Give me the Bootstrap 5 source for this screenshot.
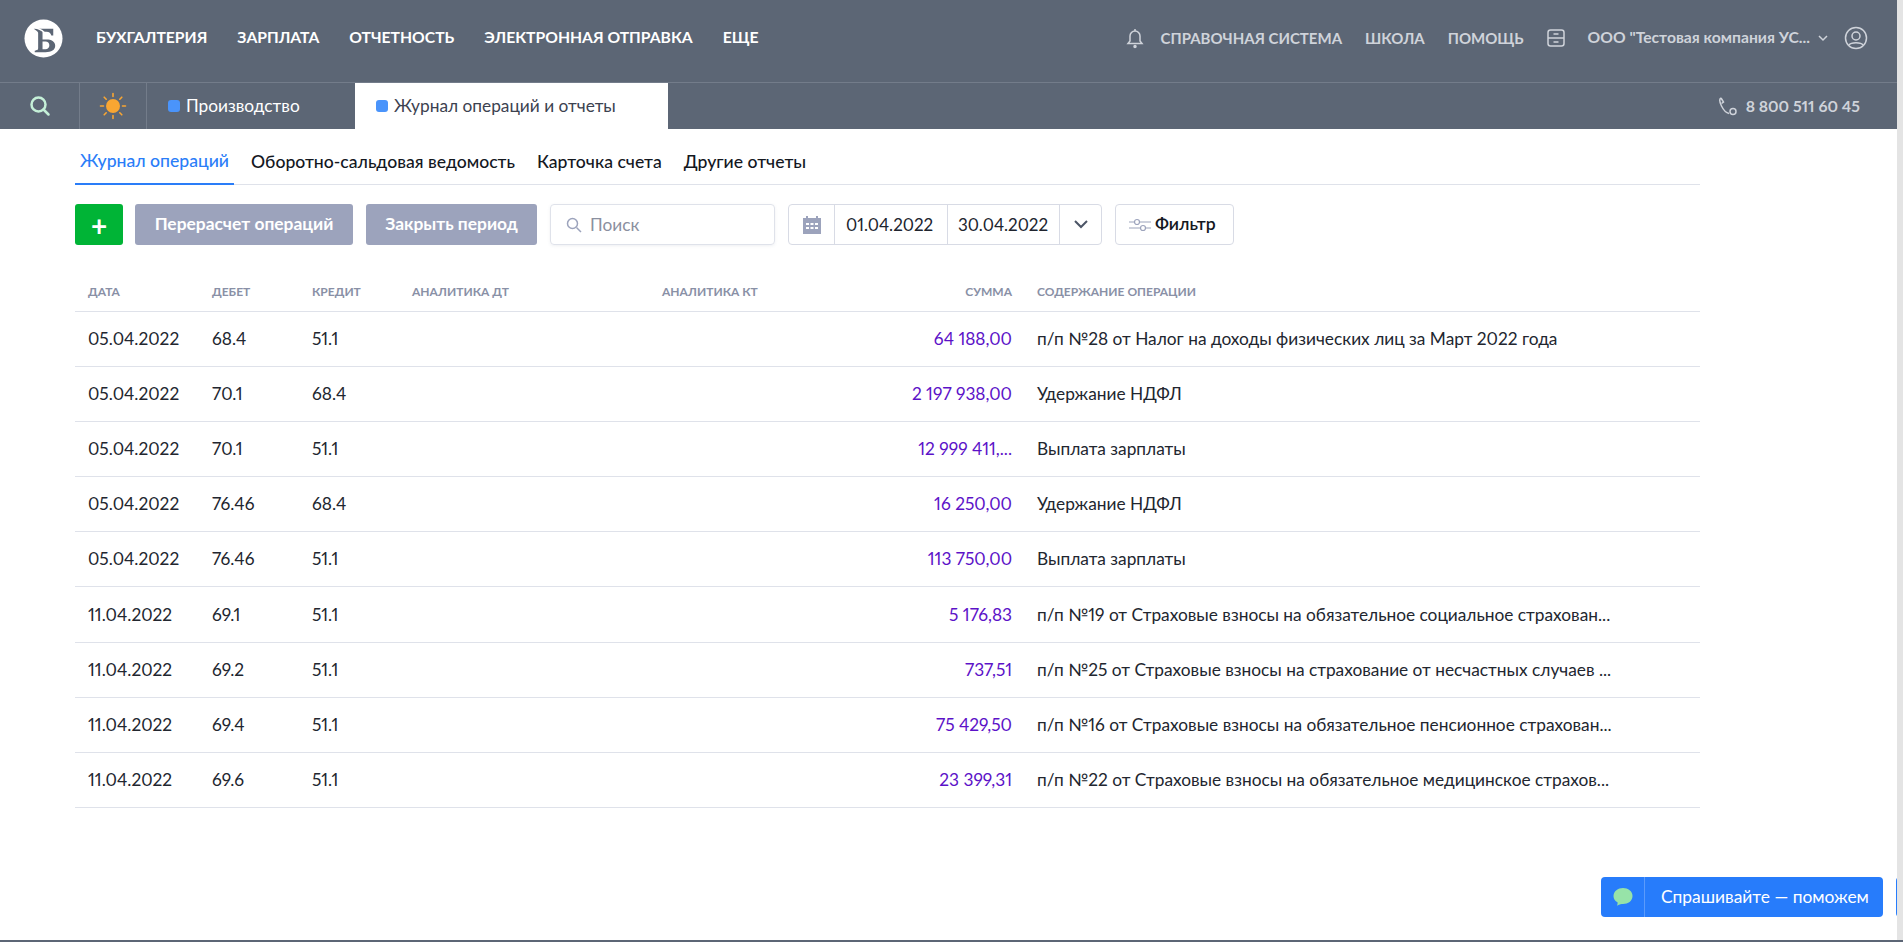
<!DOCTYPE html>
<html lang="ru">
<head>
    <meta charset="UTF-8">
    <meta name="viewport" content="width=device-width, initial-scale=1.0">
    <title>Журнал операций и отчеты</title>
    <link rel="stylesheet" href="https://cdn.jsdelivr.net/npm/bootstrap@5.3.0/dist/css/bootstrap.min.css">
    <style>
        html, body { height: 100%; overflow: hidden; }
        body {
            background: #fff;
            color: #1d2330;
            font-family: "Lato", "Liberation Sans", sans-serif;
            font-size: 16px;
            font-feature-settings: "pnum" 1;
        }
        .app-shell { height: 940px; width: 1897px; position: relative; }
        .edge-bar { position: absolute; top: 0; right: 0; width: 6px; height: 942px; background: #e4e4e4; }
        .edge-line { position: absolute; left: 0; right: 0; bottom: 0; height: 2px; background: #5c6675; }

        .top-head { background: #5c6675; }
        .top-row { height: 83px; border-bottom: 1px solid #737c8a; padding: 0 29px 6px 24px; }
        .brand-mark { width: 39px; height: 39px; margin-right: 33px; }
        .main-link { color: #fff; font-weight: 700; font-size: 15.7px; margin-right: 30px; text-decoration: none; }
        .side-link { color: #cfd3da; font-weight: 700; font-size: 15px; text-decoration: none; margin-right: 23px; }
        .company-name { font-size: 15.7px; margin-right: 0; }
        .bell-icon { margin-right: 17px; }
        .box-icon { margin-right: 23px; }
        .sub-row { height: 46px; }
        .sub-cell { border-right: 1px solid #737c8a; height: 46px; }
        .cell-search { width: 80px; }
        .cell-sun { width: 67px; }
        .sheet-tab { height: 46px; padding-left: 21px; font-size: 17.3px; color: #fff; }
        .sheet-off { width: 208px; }
        .sheet-on { width: 313px; background: #fff; color: #3c4250; }
        .sheet-dot { width: 12px; height: 12px; border-radius: 3px; background: #4a94fb; margin-right: 6px; }
        .phone-box { color: #cfd3da; font-weight: 700; font-size: 15.8px; margin-left: auto; padding-right: 37px; }

        .page-body { padding: 0 197px 0 75px; }
        .report-tabs { height: 56px; border-bottom: 1px solid #dfe2ea; }
        .report-tab { color: #14181f; font-size: 17.6px; padding: 10px 5px 0; margin-right: 12px; height: 56px; text-decoration: none; font-weight: 500; }
        .report-tab.is-on { color: #2a7df8; border-bottom: 2px solid #2a7df8; }

        .tool-row { margin-top: 19px; height: 41px; }
        .tool-btn { height: 41px; border-radius: 3px; border: 0; color: #fff; font-weight: 700; font-size: 17.4px; padding: 0; }
        .btn-plus { width: 48px; background: #00b436; margin-right: 12px; }
        .btn-grey { background: #9ca3bc; margin-right: 13px; }
        .w-recalc { width: 218px; }
        .w-close { width: 171px; }
        .search-box { width: 225px; height: 41px; border: 1px solid #dfe2ea; border-radius: 4px; padding-left: 15px; color: #8b90a0; font-size: 17.3px; margin-right: 13px; box-shadow: 0 1px 3px rgba(120,130,160,.12); }
        .date-box { height: 41px; border: 1px solid #d8dbe5; border-radius: 4px; margin-right: 13px; font-size: 17px; color: #20242e; }
        .date-part { height: 39px; border-right: 1px solid #d8dbe5; }
        .date-part:last-child { border-right: 0; }
        .part-cal { width: 46px; }
        .part-from { width: 113px; padding-left: 11px; }
        .part-to { width: 112px; padding-left: 10px; }
        .part-arrow { width: 41px; }
        .filter-box { width: 119px; height: 41px; border: 1px solid #d8dbe5; border-radius: 4px; background: #fff; font-weight: 600; font-size: 17.6px; color: #14181f; padding: 0 0 0 13px; }

        .ops-table { table-layout: fixed; width: 1625px; margin: 25px 0 0; }
        .ops-table th { font-size: 12px; font-weight: 700; color: #8990a6; height: 41px; padding: 3px 0 0 13px; border-bottom: 1px solid #dfe2ea; vertical-align: middle; }
        .ops-table td { font-size: 17.3px; color: #22262f; height: 55.2px; padding: 0 0 0 13px; border-bottom: 1px solid #dfe2ea; vertical-align: middle; white-space: nowrap; overflow: hidden; }
        .ops-table .sum-cell { text-align: right; color: #5c12c8; padding: 0; }
        .ops-table th.sum-cell { color: #8990a6; padding-top: 3px; }
        .ops-table .text-cell { padding-left: 25px; }

        .help-btn { position: absolute; left: 1601px; top: 877px; width: 282px; height: 40px; background: #277cfb; border-radius: 4px; color: #fff; font-size: 17.4px; }
        .help-icon { width: 44px; height: 40px; border-right: 1px solid #5b9bfb; }
        .help-text { padding-left: 16px; }
        .help-next { position: absolute; left: 1896px; top: 877px; width: 10px; height: 40px; background: #277cfb; border-radius: 4px 0 0 4px; }
    </style>
</head>
<body>
<div class="app-shell">
    <header class="top-head">
        <div class="top-row d-flex align-items-center">
            <svg class="brand-mark flex-shrink-0" viewBox="0 0 40 40">
                <circle cx="20" cy="20" r="19.500" fill="#fff"/>
                <path d="M10 10h20v7h-2c-.5-2.500-2-4-5-4h-4v8h4c5 0 9 2 9 6.500S28 34 22 34H11v-1.500c3-.3 3.500-1 3.500-3V14c0-1-2-2-4.500-4zM19 23v8h3c2.500 0 4-1.500 4-4s-1.500-4-4-4z" fill="#5c6675"/>
                <path d="M8 8c5 1 9 2 13 6" fill="none" stroke="#fff" stroke-width="1.500"/>
            </svg>
            <a class="main-link" href="#">БУХГАЛТЕРИЯ</a>
            <a class="main-link" href="#">ЗАРПЛАТА</a>
            <a class="main-link" href="#">ОТЧЕТНОСТЬ</a>
            <a class="main-link" href="#">ЭЛЕКТРОННАЯ ОТПРАВКА</a>
            <a class="main-link" href="#">ЕЩЕ</a>
            <div class="ms-auto d-flex align-items-center">
                <svg width="18" height="22" viewBox="0 0 18 22" fill="none" stroke="#cfd3da" stroke-width="1.500" class="bell-icon"><path d="M2 16.500h14l-2-2.500V9a5 5 0 0 0-10 0v5z"/><path d="M9 2v2"/><circle cx="9" cy="19.500" r="1" fill="#cfd3da"/></svg>
                <a class="side-link" href="#">СПРАВОЧНАЯ СИСТЕМА</a>
                <a class="side-link" href="#">ШКОЛА</a>
                <a class="side-link" href="#">ПОМОЩЬ</a>
                <svg width="18" height="20" viewBox="0 0 18 20" fill="none" stroke="#cfd3da" stroke-width="1.500" class="box-icon"><rect x="1" y="2" width="16" height="16" rx="2.500"/><path d="M1 10h16M6.500 6h5M6.500 14h5"/></svg>
                <span class="side-link company-name">ООО "Тестовая компания УС...</span>
                <svg width="10" height="7" viewBox="0 0 10 7" fill="none" stroke="#cfd3da" stroke-width="1.500" class="mx-2"><path d="M1 1l4 4 4-4"/></svg>
                <svg width="24" height="24" viewBox="0 0 24 24" fill="none" stroke="#cfd3da" stroke-width="1.500" class="ms-2"><circle cx="12" cy="12" r="10.500"/><circle cx="12" cy="10" r="4"/><path d="M5 19c2-3 12-3 14 0"/></svg>
            </div>
        </div>
        <div class="sub-row d-flex align-items-center">
            <div class="sub-cell cell-search d-flex align-items-center justify-content-center">
                <svg width="22" height="22" viewBox="0 0 22 22" fill="none" stroke="#c5f0d8" stroke-width="2.500"><circle cx="9.500" cy="9.500" r="7"/><path d="M14.500 14.500l5 5" stroke-linecap="round"/></svg>
            </div>
            <div class="sub-cell cell-sun d-flex align-items-center justify-content-center">
                <svg width="28" height="28" viewBox="0 0 28 28" fill="none" stroke="#f9a632" stroke-width="1.600" stroke-linecap="round"><circle cx="14" cy="14" r="7" fill="#f9a632" stroke="none"/><path d="M14 1.500v3M14 23.500v3M1.500 14h3M23.500 14h3M5.200 5.200l2 2M20.800 20.800l2 2M5.200 22.800l2-2M20.800 7.200l2-2"/></svg>
            </div>
            <div class="sheet-tab sheet-off d-flex align-items-center"><span class="sheet-dot"></span>Производство</div>
            <div class="sheet-tab sheet-on d-flex align-items-center"><span class="sheet-dot"></span>Журнал операций и отчеты</div>
            <div class="phone-box d-flex align-items-center">
                <svg width="20" height="20" viewBox="0 0 20 20" fill="none" stroke="#cfd3da" stroke-width="1.500" class="me-2"><path d="M3 2c-2 1-1.500 4 .5 8s5 7 7.500 7.500"/><path d="M3 2l2.500 4-2 1.500"/><rect x="12" y="12.500" width="6" height="6" rx="3"/></svg>
                8 800 511 60 45
            </div>
        </div>
    </header>

    <main class="page-body">
        <nav class="report-tabs d-flex">
            <a class="report-tab is-on d-flex align-items-center" href="#">Журнал операций</a>
            <a class="report-tab d-flex align-items-center" href="#">Оборотно-сальдовая ведомость</a>
            <a class="report-tab d-flex align-items-center" href="#">Карточка счета</a>
            <a class="report-tab d-flex align-items-center" href="#">Другие отчеты</a>
        </nav>

        <div class="tool-row d-flex align-items-center">
            <button class="btn tool-btn btn-plus fs-3 lh-1" type="button">+</button>
            <button class="btn tool-btn btn-grey w-recalc" type="button">Перерасчет операций</button>
            <button class="btn tool-btn btn-grey w-close" type="button">Закрыть период</button>
            <div class="search-box d-flex align-items-center">
                <svg width="16" height="16" viewBox="0 0 16 16" fill="none" stroke="#9ca3bc" stroke-width="1.500" class="me-2"><circle cx="6.500" cy="6.500" r="5"/><path d="M10.500 10.500l4.500 4.500"/></svg>
                Поиск
            </div>
            <div class="date-box d-flex align-items-center">
                <div class="date-part part-cal d-flex align-items-center justify-content-center">
                    <svg width="18" height="19" viewBox="0 0 18 19"><path d="M0 3h3V1h2v2h8V1h2v2h3v16H0z" fill="#9ca3bc"/><path d="M3 8h3v2H3zM7.500 8h3v2h-3zM12 8h3v2h-3zM3 12h3v2H3zM7.500 12h3v2h-3zM12 12h3v2h-3z" fill="#fff"/></svg>
                </div>
                <div class="date-part part-from d-flex align-items-center">01.04.2022</div>
                <div class="date-part part-to d-flex align-items-center">30.04.2022</div>
                <div class="date-part part-arrow d-flex align-items-center justify-content-center">
                    <svg width="14" height="9" viewBox="0 0 14 9" fill="none" stroke="#4c5566" stroke-width="2"><path d="M1 1l6 6 6-6"/></svg>
                </div>
            </div>
            <button class="filter-box d-flex align-items-center" type="button">
                <svg width="22" height="14" viewBox="0 0 22 14" fill="none" stroke="#9ca3bc" stroke-width="1.200" class="me-1 flex-shrink-0"><path d="M0 4h6M10 4h12M0 10h12M16 10h6"/><circle cx="8" cy="4" r="2.500"/><circle cx="14" cy="10" r="2.500"/></svg>
                Фильтр
            </button>
        </div>

        <table class="ops-table">
            <colgroup>
                <col class="col-date"><col class="col-acc"><col class="col-acc"><col class="col-an"><col class="col-an"><col class="col-sum"><col>
            </colgroup>
            <thead>
                <tr><th>ДАТА</th><th>ДЕБЕТ</th><th>КРЕДИТ</th><th>АНАЛИТИКА ДТ</th><th>АНАЛИТИКА КТ</th><th class="sum-cell">СУММА</th><th class="text-cell">СОДЕРЖАНИЕ ОПЕРАЦИИ</th></tr>
            </thead>
            <tbody>
                <tr><td>05.04.2022</td><td>68.4</td><td>51.1</td><td></td><td></td><td class="sum-cell">64 188,00</td><td class="text-cell">п/п №28 от Налог на доходы физических лиц за Март 2022 года</td></tr>
                <tr><td>05.04.2022</td><td>70.1</td><td>68.4</td><td></td><td></td><td class="sum-cell">2 197 938,00</td><td class="text-cell">Удержание НДФЛ</td></tr>
                <tr><td>05.04.2022</td><td>70.1</td><td>51.1</td><td></td><td></td><td class="sum-cell">12 999 411,...</td><td class="text-cell">Выплата зарплаты</td></tr>
                <tr><td>05.04.2022</td><td>76.46</td><td>68.4</td><td></td><td></td><td class="sum-cell">16 250,00</td><td class="text-cell">Удержание НДФЛ</td></tr>
                <tr><td>05.04.2022</td><td>76.46</td><td>51.1</td><td></td><td></td><td class="sum-cell">113 750,00</td><td class="text-cell">Выплата зарплаты</td></tr>
                <tr><td>11.04.2022</td><td>69.1</td><td>51.1</td><td></td><td></td><td class="sum-cell">5 176,83</td><td class="text-cell">п/п №19 от Страховые взносы на обязательное социальное страхован...</td></tr>
                <tr><td>11.04.2022</td><td>69.2</td><td>51.1</td><td></td><td></td><td class="sum-cell">737,51</td><td class="text-cell">п/п №25 от Страховые взносы на страхование от несчастных случаев ...</td></tr>
                <tr><td>11.04.2022</td><td>69.4</td><td>51.1</td><td></td><td></td><td class="sum-cell">75 429,50</td><td class="text-cell">п/п №16 от Страховые взносы на обязательное пенсионное страхован...</td></tr>
                <tr><td>11.04.2022</td><td>69.6</td><td>51.1</td><td></td><td></td><td class="sum-cell">23 399,31</td><td class="text-cell">п/п №22 от Страховые взносы на обязательное медицинское страхов...</td></tr>
            </tbody>
        </table>
    </main>

    <div class="help-btn d-flex align-items-center">
        <div class="help-icon d-flex align-items-center justify-content-center">
            <svg width="20" height="20" viewBox="0 0 20 20"><path d="M10 1c5 0 9.500 3 9.500 8S15 17 10 17c-1.500 0-3 .2-6 1.800.5-1.500.8-2.500.5-3.500C2 14 .5 12 .5 9 .5 4 5 1 10 1z" fill="#97e3a8"/></svg>
        </div>
        <div class="help-text">Спрашивайте — поможем</div>
    </div>
    <div class="help-next"></div>
</div>
<div class="edge-bar"></div>
<div class="edge-line"></div>
<script src="https://cdn.jsdelivr.net/npm/bootstrap@5.3.0/dist/js/bootstrap.bundle.min.js"></script>
<style>
    .col-date { width: 124px; }
    .col-acc { width: 100px; }
    .col-an { width: 250px; }
    .col-sum { width: 113px; }
</style>
</body>
</html>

※ ※ ※

WHAT THE TASK ASKS: Please quote the lines of the material, beginning with the first and ending with the one that contains "absolute; left: 0;", exactly as written and without any pictures.

FINISHED ANSWER:
Give me the Bootstrap 5 source for this screenshot.
<!DOCTYPE html>
<html lang="ru">
<head>
    <meta charset="UTF-8">
    <meta name="viewport" content="width=device-width, initial-scale=1.0">
    <title>Журнал операций и отчеты</title>
    <link rel="stylesheet" href="https://cdn.jsdelivr.net/npm/bootstrap@5.3.0/dist/css/bootstrap.min.css">
    <style>
        html, body { height: 100%; overflow: hidden; }
        body {
            background: #fff;
            color: #1d2330;
            font-family: "Lato", "Liberation Sans", sans-serif;
            font-size: 16px;
            font-feature-settings: "pnum" 1;
        }
        .app-shell { height: 940px; width: 1897px; position: relative; }
        .edge-bar { position: absolute; top: 0; right: 0; width: 6px; height: 942px; background: #e4e4e4; }
        .edge-line { position: absolute; left: 0; right: 0; bottom: 0; height: 2px; background: #5c6675; }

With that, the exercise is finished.